* Start *

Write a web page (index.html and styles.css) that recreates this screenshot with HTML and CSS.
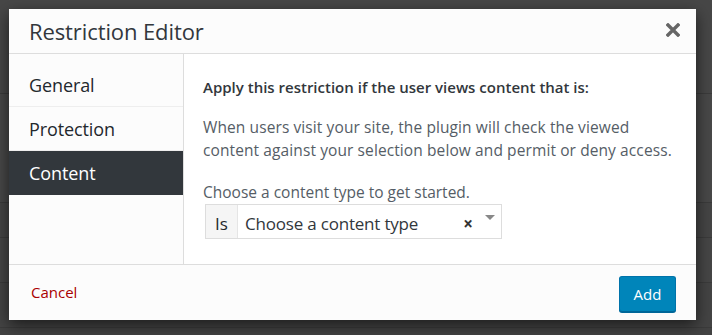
FILE: index.html
```html
<!DOCTYPE html>
<html>
	<head>
		<meta charset="utf-8" />
		<title>Restriction Editor</title>
		<link rel="stylesheet" href="styles.css">
	</head>
	<body>
		<div class="backdrop">
			<div class="row row_a"></div>
			<div class="row row_b"></div>
			<div class="row row_c"></div>
			<div class="row row_d"></div>
			<div class="row row_e"></div>
		</div>
		<div class="modal">
			<div class="modal_head">
				<h2 class="modal_title">Restriction Editor</h2>
				<span class="close_btn">
					<svg width="14" height="14" viewBox="0 0 14 14"><path d="M2 2 L12 12 M12 2 L2 12" stroke="#666" stroke-width="3.4" stroke-linecap="square"/></svg>
				</span>
			</div>
			<div class="modal_body">
				<ul class="tabs">
					<li class="tab">General</li>
					<li class="tab">Protection</li>
					<li class="tab tab_active">Content</li>
				</ul>
				<div class="panel">
					<p class="panel_heading">Apply this restriction if the user views content that is:</p>
					<p class="panel_txt">When users visit your site, the plugin will check the viewed<br>content against your selection below and permit or deny access.</p>
					<label class="field_label">Choose a content type to get started.</label>
					<div class="select_box">
						<span class="select_prefix">Is</span>
						<span class="select_value">Choose a content type</span>
						<span class="select_clear">×</span>
						<span class="select_arrow"></span>
					</div>
				</div>
			</div>
			<div class="modal_foot">
				<a class="cancel_link">Cancel</a>
				<button type="button" class="add_btn">Add</button>
			</div>
		</div>
	</body>
</html>
```

FILE: styles.css
```css
* {
	padding: 0;
	margin: 0;
	box-sizing: border-box;
}
body {
	width: 712px;
	height: 335px;
	overflow: hidden;
	background-color: #434343;
	font-family: "Open Sans", "Noto Sans", sans-serif;
	position: relative;
}
.backdrop {
	display: flex;
	flex-direction: column;
}
.row {
	border-bottom: 1px solid #3b3b3b;
	background-color: #464646;
}
.row_a { height: 94px; background-color: #474747; }
.row_b { height: 109px; background-color: #484848; }
.row_c { height: 35px; background-color: #454545; }
.row_d { height: 45px; background-color: #464646; }
.row_e { height: 45px; background-color: #444444; }
.modal {
	position: absolute;
	left: 9px;
	top: 9px;
	width: 687px;
	height: 311px;
	background: #fff;
	box-shadow: 0 5px 15px rgba(0,0,0,0.6);
	display: flex;
	flex-direction: column;
}
.modal_head {
	height: 45px;
	flex-shrink: 0;
	background: #fcfcfc;
	border-bottom: 1px solid #ddd;
	display: flex;
	align-items: center;
	justify-content: space-between;
	padding: 0 16px 0 20px;
}
.modal_title {
	font-size: 22px;
	font-weight: 400;
	color: #32373c;
	letter-spacing: -0.1px;
}
.close_btn {
	display: flex;
	margin-top: -2px;
}
.modal_body {
	flex: 1;
	display: flex;
}
.tabs {
	list-style: none;
	width: 175px;
	flex-shrink: 0;
	background: #fcfcfc;
	border-right: 1px solid #ddd;
	padding-top: 9px;
}
.tab {
	height: 44px;
	border-bottom: 1px solid #eee;
	padding: 0 20px;
	display: flex;
	align-items: center;
	font-size: 18px;
	color: #23282d;
	letter-spacing: -0.1px;
}
.tab_active {
	background: #32373c;
	color: #fff;
	border-bottom-color: #32373c;
}
.panel {
	flex: 1;
	padding: 23px 20px 0 19px;
	color: #555d66;
}
.panel_heading {
	font-size: 15px;
	line-height: 20px;
	font-weight: 600;
	color: #32373c;
	margin-bottom: 19px;
}
.panel_txt {
	font-size: 15.5px;
	line-height: 23px;
	letter-spacing: 0.1px;
	white-space: nowrap;
	margin-bottom: 20px;
}
.field_label {
	display: block;
	font-size: 15.5px;
	line-height: 20px;
	margin-bottom: 2px;
}
.select_box {
	width: 297px;
	height: 35px;
	margin-left: 2px;
	border: 1px solid #ddd;
	display: flex;
	align-items: center;
	position: relative;
}
.select_prefix {
	width: 32px;
	height: 100%;
	padding-top: 3px;
	background: #f5f5f5;
	border-right: 1px solid #e5e5e5;
	display: flex;
	align-items: center;
	justify-content: center;
	font-size: 17px;
	color: #23282d;
}
.select_value {
	flex: 1;
	padding: 3px 0 0 7px;
	font-size: 17px;
	color: #32373c;
	letter-spacing: -0.2px;
}
.select_clear {
	font-size: 17px;
	font-weight: 700;
	color: #333;
	margin-right: 12px;
	margin-top: 4px;
}
.select_arrow {
	width: 0;
	height: 0;
	border-left: 5px solid transparent;
	border-right: 5px solid transparent;
	border-top: 5px solid #888;
	margin-right: 6px;
	margin-top: -8px;
}
.modal_foot {
	height: 56px;
	flex-shrink: 0;
	background: #fcfcfc;
	border-top: 1px solid #ddd;
	display: flex;
	align-items: center;
	justify-content: space-between;
	padding: 0 20px 0 22px;
}
.cancel_link {
	color: #a00;
	font-size: 15px;
	margin-top: -1px;
}
.add_btn {
	width: 57px;
	height: 36px;
	background: #0085ba;
	border: 1px solid #0073aa;
	border-bottom-color: #006799;
	border-radius: 3px;
	box-shadow: 0 1px 0 #006799;
	color: #fff;
	font-family: "Open Sans", "Noto Sans", sans-serif;
	font-size: 15px;
	margin-top: 2px;
}
```
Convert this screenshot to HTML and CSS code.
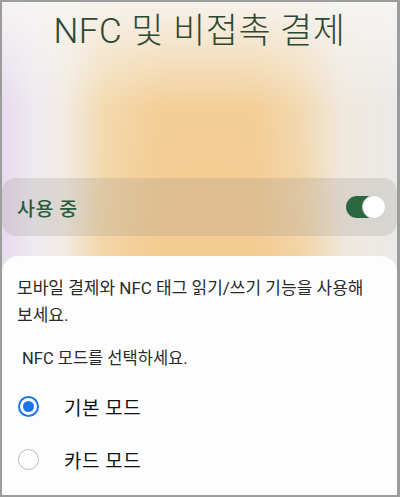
FILE: index.html
```html
<!DOCTYPE html>
<html lang="ko">
<head>
<meta charset="utf-8">
<link rel="stylesheet" href="styles.css">
</head>
<body>
<div class="screen">
  <div class="hero">
    <h1 class="title">NFC 및 비접촉 결제</h1>
    <div class="master">
      <span class="master-label">사용 중</span>
      <span class="switch"><span class="knob"></span></span>
    </div>
  </div>
  <div class="sheet">
    <p class="desc">모바일 결제와 NFC 태그 읽기/쓰기 기능을 사용해 보세요.</p>
    <p class="sub">NFC 모드를 선택하세요.</p>
    <div class="option">
      <span class="radio on"></span>
      <span class="opt-label">기본 모드</span>
    </div>
    <div class="option">
      <span class="radio"></span>
      <span class="opt-label">카드 모드</span>
    </div>
  </div>
</div>
</body>
</html>
```
FILE: styles.css
```css
* { box-sizing: border-box; }
html, body { margin: 0; padding: 0; }
body {
  font-family: Roboto, "Noto Sans CJK KR", sans-serif;
  background: #fff;
}
.screen {
  width: 400px;
  height: 497px;
  border: 2px solid #9c9c9c;
  border-right-width: 3px;
  display: flex;
  flex-direction: column;
  overflow: hidden;
  background:
    radial-gradient(ellipse 150px 260px at 52% 65%, rgba(243,200,140,0.8), rgba(243,200,140,0) 100%),
    linear-gradient(90deg, #e6daec 0%, #eeeaf0 8%, #f2ebe2 16%, #f3d9ae 26%, #f3cf98 40%, #f3cf98 64%, #f2d9b2 76%, #efe8de 86%, #ebeae8 100%);
}
.hero {
  height: 254px;
  display: flex;
  flex-direction: column;
  position: relative;
  background: linear-gradient(180deg, rgba(246,245,243,0.92) 0%, rgba(246,245,243,0.5) 20%, rgba(246,245,243,0) 42%);
}
.title {
  margin: 8px 0 0;
  text-align: center;
  font-weight: 300;
  font-size: 35px;
  line-height: 44px;
  color: #2d4833;
  letter-spacing: 0.5px;
}
.master {
  margin: 124px 0 0 0;
  height: 58px;
  border-radius: 14px;
  background: rgba(140,135,130,0.2);
  display: flex;
  align-items: center;
  justify-content: space-between;
  padding: 0 12px 0 15px;
}
.master-label {
  font-size: 19.5px;
  font-weight: 500;
  color: #2c5c3c;
  letter-spacing: 0.5px;
}
.switch {
  width: 39px;
  height: 22px;
  border-radius: 11px;
  background: #2d6741;
  position: relative;
}
.knob {
  position: absolute;
  right: -1px;
  top: -1px;
  width: 24px;
  height: 24px;
  border-radius: 50%;
  background: #fff;
  border: 1px solid #c8d0c8;
}
.sheet {
  flex: 1;
  background: #fdfdfd;
  border-radius: 16px 16px 0 0;
  padding: 19px 18px 0 15px;
}
.desc {
  margin: 0;
  font-size: 17px;
  line-height: 27px;
  color: #2a2a2a;
  word-break: keep-all;
}
.sub {
  margin: 16px 0 0 5px;
  font-size: 16.5px;
  line-height: 27px;
  color: #2a2a2a;
}
.option {
  display: flex;
  align-items: center;
  height: 53px;
}
.option:first-of-type { margin-top: 8px; }
.radio {
  width: 21px;
  height: 21px;
  border-radius: 50%;
  border: 1.5px solid #b7b7b7;
  margin-left: 1px;
  margin-right: 25px;
  flex: none;
  position: relative;
}
.radio.on {
  border: 2px solid #1a73e8;
}
.radio.on::after {
  content: "";
  position: absolute;
  left: 3px;
  top: 3px;
  width: 11px;
  height: 11px;
  border-radius: 50%;
  background: #1a73e8;
}
.opt-label {
  font-size: 19px;
  color: #111;
  letter-spacing: 0.5px;
}
```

* End *

WORK INSTRUCTIONS:
Pull out all lines containing "that".

THE SOLUTION:
Write a web page (index.html and styles.css) that recreates this screenshot with HTML and CSS.
					<p class="panel_heading">Apply this restriction if the user views content that is:</p>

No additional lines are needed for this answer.